Someone on your left speaks French and someone on your right speaks English; both individuals need to speak to each other. The systems analyst is the middleman, assessing the needs of the end-user and translating them into programming or turning over the programming responsibility to the development department. What are the business requirements? Who will comprise the user community? How large is the application going to be? Will it be internal or external? These are all questions facing the systems analyst, who spends much of the day in front of the computer poring over these issues. With a new product, other elements come into play, such as network location, user community, type of machine, and portability. If the analyst is reviewing an established product, the user community will dictate its changes and enhancements. “One of the biggest surprises in my 25 years of technology work is that people who have a creative background as opposed to a degree in computer science tend to make better systems analysts,” says one seasoned professional. “The best analysts I’ve come across came from backgrounds in theater, art, and filmmaking. But they were all able to see and grasp big-picture concepts very quickly, and break them down into subcomponents.

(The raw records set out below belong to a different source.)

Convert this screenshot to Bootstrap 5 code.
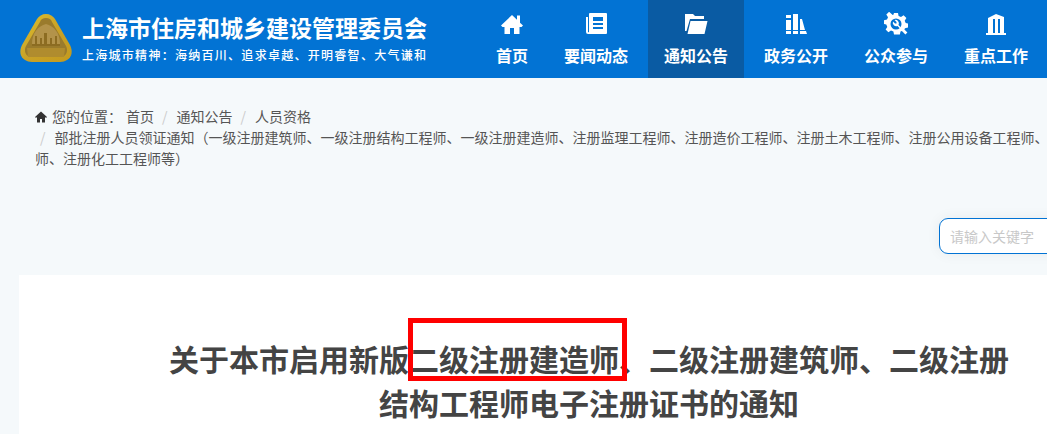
<!DOCTYPE html>
<html lang="zh-CN">
<head>
<meta charset="utf-8">
<title>上海市住房和城乡建设管理委员会</title>
<link rel="stylesheet" href="https://cdn.jsdelivr.net/npm/bootstrap@5.3.0/dist/css/bootstrap.min.css">
<style>
html,body{height:434px;overflow:hidden}
body{background:#f5f9fb;font-family:"Noto Sans CJK SC","Liberation Sans",sans-serif;color:#555;width:1047px}
.site-top{height:78px;background:#0273d4;color:#fff}
.logo-box{width:54px;height:52px;margin:12px 9px 0 19px}
.site-name{font-size:23px;font-weight:700;line-height:26px;white-space:nowrap;margin-top:14px}
.site-motto{font-size:12px;font-weight:500;letter-spacing:1.28px;line-height:16px;white-space:nowrap;margin-top:7px}
.main-menu{gap:4px;margin-right:3px}
.menu-link{display:flex;flex-direction:column;align-items:center;height:78px;padding:12px 16px 0;color:#fff;text-decoration:none;font-size:16px;font-weight:700;line-height:24px;white-space:nowrap}
.menu-link svg{width:24px;height:24px;display:block;margin-bottom:7px;fill:#fff}
.menu-link.is-on{background:#0a5ba3}
.content-wrap{width:1140px;margin-left:19px}
.crumbs{--bs-breadcrumb-divider-color:#ccc;--bs-breadcrumb-item-padding-x:0;--bs-breadcrumb-margin-bottom:0;width:1105px;margin-left:16px;padding-top:28px;font-size:14px;line-height:21px}
.crumbs .breadcrumb-item,.crumbs .breadcrumb-item a{color:#555;text-decoration:none}
.crumbs .breadcrumb-item+.breadcrumb-item::before{float:none;display:inline-block;padding:0 9px 0 5px;color:#ccc}
.crumbs .breadcrumb-item:not(.active)+.breadcrumb-item:not(.active){margin-left:3px}
.crumbs .where{margin-right:4px}
.crumbs svg{width:12px;height:12px;fill:#333;margin-right:5px;vertical-align:-1px}
.search-line{padding:49px 20px 21px 0}
.search-field{width:200px;height:36px;border:1px solid #0273d4;border-radius:9px;box-shadow:0 0 14px rgba(0,0,0,.06);padding:0 10px;font-size:14px;background:#fff;outline:0}
.search-field::placeholder{color:#c8c8c8}
.paper{background:#fff;padding-top:61px;height:170px}
.doc-title{width:860px;margin:0 0 0 140px;font-size:30px;font-weight:700;line-height:44px;color:#444;text-align:center;position:relative}
.mark-box{position:absolute;left:249px;top:-18px;width:219px;height:63px;border:5px solid #f00;pointer-events:none}
</style>
</head>
<body>
<header class="site-top d-flex justify-content-between">
  <div class="d-flex">
    <svg class="logo-box flex-shrink-0" viewBox="0 0 54 52">
      <defs>
        <linearGradient id="gd" x1="0" y1="0" x2="1" y2="1"><stop offset="0" stop-color="#e0c22e"/><stop offset=".5" stop-color="#c9a227"/><stop offset="1" stop-color="#c49a1e"/></linearGradient>
      </defs>
      <path d="M27 2c4 0 7 2 9 5l15 26c3 6 2 12-3 15-2 1-4 2-7 2H13c-3 0-5-1-7-2-5-3-6-9-3-15L18 7c2-3 5-5 9-5z" fill="url(#gd)"/>
      <path d="M27 6c3 0 5 1 6 4l14 24c2 4 1 8-2 10-2 1-3 1-5 1H14c-2 0-3 0-5-1-3-2-4-6-2-10L21 10c1-3 3-4 6-4z" fill="#9a7b2c"/>
      <path d="M27 12c8 2 14 9 14 20H13c0-11 6-18 14-20z" fill="#b3934a"/>
      <path d="M13 32h28v2H13zM16 24h2v8h-2zM25 21h3v11h-3zM36 24h2v8h-2zM21 26h2v6h-2zM31 26h2v6h-2z" fill="#8c6c22"/>
      <path d="M8 36h38l-1 9H9z" fill="#b08c2e"/>
    </svg>
    <div>
      <div class="site-name">上海市住房和城乡建设管理委员会</div>
      <div class="site-motto">上海城市精神：海纳百川、追求卓越、开明睿智、大气谦和</div>
    </div>
  </div>
  <nav class="main-menu d-flex">
    <a class="menu-link" href="#"><svg viewBox="0 0 24 24"><path d="M12 3 1 13.500l1.500 1.500H4.500v7H10v-6h4v6h5.500v-7H21.500l1.500-1.500-3-2.800V3.500h-3v4.300z"/></svg>首页</a>
    <a class="menu-link" href="#"><svg viewBox="0 0 24 24"><path fill-rule="evenodd" d="M6 1h16a1 1 0 0 1 1 1v19a1 1 0 0 1-1 1H4a2 2 0 0 1-2-2V5h2v15a.8.8 0 0 0 1 0V2a1 1 0 0 1 1-1zm3 4v4h10V5zm0 6v2h10v-2zm0 4v2h10v-2z"/></svg>要闻动态</a>
    <a class="menu-link is-on" href="#"><svg viewBox="0 0 24 24"><path d="M1 2h8l2 2h9v3H6L2.500 19H1zM6.500 9H23.500l-3 13H3.500z"/></svg>通知公告</a>
    <a class="menu-link" href="#"><svg viewBox="0 0 24 24"><path d="M2 3h5v3H2zM2 8h5v10H2zM2 19h5v3H2zM9 2h5v16H9zM9 19h5v3H9zM16 7h2l3 11h-5zM16 19h6l1 3h-7z"/></svg>政务公开</a>
    <a class="menu-link" href="#"><svg viewBox="0 0 24 24"><path fill-rule="evenodd" d="M10 1h4l.6 3 2.400 1 2.600-1.700 2.800 2.800-1.700 2.600 1 2.300 2.300.6v4l-3 .6-.6 1.300 3 3-2 2-3.500-3.500-1.400.6-.6 3H10l-.6-3-2.400-1-2.600 1.700-2.800-2.800 1.700-2.600-1-2.300-2.300-.6v-3.800l3-.6 1-2.400-1.700-2.600 2.800-2.800L8.700 3l.7-.3zM12 6.500a5.500 5.500 0 1 0 0 11 5.500 5.500 0 0 0 0-11z"/><path d="M9 9.500a3.500 3.500 0 0 0 4.500 4.500l2.500 2.500 1-1-2.500-2.500A3.500 3.500 0 0 0 10.500 8l2 2v1.500H11z"/></svg>公众参与</a>
    <a class="menu-link" href="#"><svg viewBox="0 0 24 24"><path fill-rule="evenodd" d="M4 6l8-4 8 3v16h2v2H2v-2h2zM9 7v14h2V7zm5 0v14h2V7z"/></svg>重点工作</a>
  </nav>
</header>
<div class="content-wrap">
  <ol class="breadcrumb crumbs">
    <li class="breadcrumb-item"><svg viewBox="0 0 24 24"><path d="M12 1 0 12l2 2 2-2v11h6v-7h4v7h6V12l2 2 2-2z"/></svg><span class="where">您的位置：</span><a href="#">首页</a></li>
    <li class="breadcrumb-item"><a href="#">通知公告</a></li>
    <li class="breadcrumb-item"><a href="#">人员资格</a></li>
    <li class="breadcrumb-item active">部批注册人员领证通知（一级注册建筑师、一级注册结构工程师、一级注册建造师、注册监理工程师、注册造价工程师、注册土木工程师、注册公用设备工程师、注册电气工程师、注册化工工程师等）</li>
  </ol>
  <div class="search-line d-flex justify-content-end">
    <input class="search-field" type="text" placeholder="请输入关键字">
  </div>
  <main class="paper">
    <h1 class="doc-title">关于本市启用新版二级注册建造师、二级注册建筑师、二级注册结构工程师电子注册证书的通知<span class="mark-box"></span></h1>
  </main>
</div>
</body>
</html>
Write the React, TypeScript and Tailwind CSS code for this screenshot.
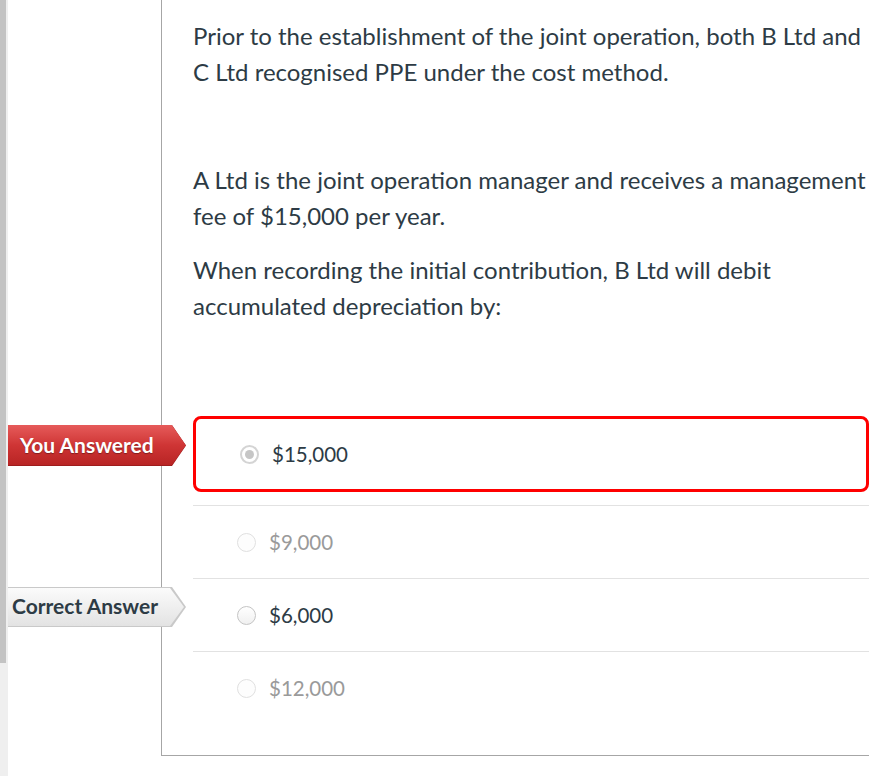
import React from 'react';

type Answer = { text: string; faded?: boolean; selected?: boolean; badge?: 'you' | 'correct' };

const answers: Answer[] = [
  { text: '$15,000', selected: true, badge: 'you' },
  { text: '$9,000', faded: true },
  { text: '$6,000', badge: 'correct' },
  { text: '$12,000', faded: true },
];

function Radio({ selected, faded }: { selected?: boolean; faded?: boolean }) {
  if (selected) {
    return (
      <span className="flex h-[19px] w-[19px] shrink-0 items-center justify-center rounded-full border-2 border-[#d4d4d4] bg-white">
        <span className="h-[9px] w-[9px] rounded-full bg-[#c6c6c6]" />
      </span>
    );
  }
  return (
    <span
      className={
        faded
          ? 'h-[19px] w-[19px] shrink-0 rounded-full border border-[#e0e0e0] bg-[#fdfdfd]'
          : 'h-[19px] w-[19px] shrink-0 rounded-full border border-[#c4c4c4] bg-gradient-to-b from-white to-[#f0f0f0]'
      }
    />
  );
}

function YouAnswered() {
  return (
    <div className="absolute left-[-185px] top-[9px] h-[41px] w-[178px] bg-[#9e1c1c] [clip-path:polygon(0_0,calc(100%-14px)_0,100%_50%,calc(100%-14px)_100%,0_100%)]">
      <div className="flex h-[40px] items-center bg-gradient-to-b from-[#e65a5a] via-[#cf3535] to-[#b82424] pl-3 text-[21px] font-bold text-white [clip-path:polygon(0_0,calc(100%-14px)_0,100%_50%,calc(100%-14px)_100%,0_100%)] [text-shadow:0_1px_1px_rgba(0,0,0,0.35)]">
        You Answered
      </div>
    </div>
  );
}

function CorrectAnswer() {
  return (
    <div className="absolute left-[-185px] top-[8px] h-[40px] w-[178px] bg-[#c9c9c9] [clip-path:polygon(0_0,calc(100%-14px)_0,100%_50%,calc(100%-14px)_100%,0_100%)]">
      <div className="mt-px flex h-[38px] w-[176px] items-center bg-gradient-to-b from-[#fbfbfb] to-[#e3e3e3] pb-[2px] pl-1 text-[21px] font-bold text-[#2d3b45] [clip-path:polygon(0_0,calc(100%-14px)_0,100%_50%,calc(100%-14px)_100%,0_100%)]">
        Correct Answer
      </div>
    </div>
  );
}

export default function App() {
  return (
    <div className="flex min-h-screen bg-white font-['Lato','Noto_Sans',sans-serif] text-[#2d3b45]">
      <div className="flex w-2 shrink-0 flex-col bg-[#efefef]">
        <div className="h-[663px] w-[6px] bg-[#c3c3c3]" />
      </div>
      <div className="w-[153px] shrink-0" />
      <div className="flex h-[756px] flex-1 flex-col border-b border-l border-[#a6a6a6] pb-[31px] pl-[31px] pt-[18px]">
        <div className="text-[24px] leading-[36px]">
          <p className="mb-[18px]">
            Prior to the establishment of the joint operation, both B Ltd and C Ltd recognised PPE under the cost method.
          </p>
          <p className="mb-[18px]">&nbsp;</p>
          <p className="mb-[18px]">
            A Ltd is the joint operation manager and receives a management fee of $15,000 per year.
          </p>
          <p>When recording the initial contribution, B Ltd will debit accumulated depreciation by:</p>
        </div>

        <div className="mt-auto">
          {answers.map((a, i) =>
            a.selected ? (
              <div key={i} className="relative border-b border-[#e2e2e2] pb-[13px]">
                {a.badge === 'you' && <YouAnswered />}
                <div className="flex h-[76px] items-center gap-[13px] rounded-[8px] border-[3px] border-[#ff0000] pl-11">
                  <Radio selected />
                  <span className="text-[20.5px]">{a.text}</span>
                </div>
              </div>
            ) : (
              <div
                key={i}
                className={
                  i < answers.length - 1
                    ? 'relative flex h-[73px] items-center gap-[13px] border-b border-[#e2e2e2] pl-11'
                    : 'relative flex h-[72px] items-center gap-[13px] pl-11'
                }
              >
                {a.badge === 'correct' && <CorrectAnswer />}
                <Radio faded={a.faded} />
                <span className={a.faded ? 'text-[20.5px] text-[#9a9a9a]' : 'text-[20.5px]'}>{a.text}</span>
              </div>
            )
          )}
        </div>
      </div>
    </div>
  );
}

People who have a computer science or math background tend to be very technical, and sometimes that can be a hindrance.” Systems analysts need to be independent thinkers-people who can “think out of the box” by grasping concepts quickly and seeing the big picture as opposed to the small details. “I also look for someone who is self-motivated. Here . . . take the ball and run with it and come back if you have any issues,” says one employer who heads up a technology group.

Paying Your Dues

Few companies are willing to spend money on someone who doesn’t have some kind of programming background. There is not much difference between an analyst and a programmer, though the programmer needs to be versed in a programming language. As far as dealing with the functional requirements, these are the same position. There are junior-level analyst positions, which is almost like being a junior programmer. Any of the Java applets and the basic visual C++ programs are very applicable to today’s market, while Cobol and the older programs such as Assembler are considered dinosaurs. Without experience, a support role at the help desk with internal training is a good way to start out.

Present and Future

In the 1970s, systems analysts worked on mainframes, which were very different from the Unix world. Mainframes were more structured, and codes had to be written a particular way because of the memory and hardware limitations. Mainframes were rigid in terms of what the system could do, the applications you could run, and the number of users you could have. Unix, however, is like the Wild West-it’s an open platform with a different mentality, giving systems analysts and programmers unlimited ability to create. The Web began as a commercial enterprise around 1994. In the pre-Internet era, the environment was only open to the techies. Before Web browsers were invented, going from one Web page to another was like pulling teeth. You had to generate a ridiculously long command chain just to get to another server, and the Internet was only available to a very closed community. This changed with the release of the first version of Netscapeª, the first commercial browser. “Today the field is open to the entire world and anything that’s Internet-based will provide good job opportunities,” says one systems analyst. “Right now the market is extremely hot and I think it will be this way for many years to come. You can basically name your job and name your price.”

Quality of Life

PRESENT AND FUTURE

When starting out, you will be allowed to make certain mistakes, and you won’t suffer the consequences since you are in a learning and growth position. As you become more experienced in the environment, your role in the big picture changes, and you will learn to break that big picture down into smaller details. A systems analyst with moderate experience can demand a hefty salary. “I have a position available for someone with two years’ experience. I can’t get anyone for less than $80,000 and the position is still open,” says one employer.

FIVE YEARS OUT

At this stage, you will be given more responsibility in tying a project together; whereas you might have been given one application to look at as a beginner, you will now manage an entire project that encompasses the application, the machinery, the network, and the user community. A systems analyst with a Unix background should understand the network aspect of Unix and be able to perform systems administration and Perl programming.

TEN YEARS OUT

After ten years in the field, a systems analyst is in a position to run a technology department as chief technical officer. These professionals earn salaries well into the six figures. At this level, you can also consult and earn $125 per hour or more.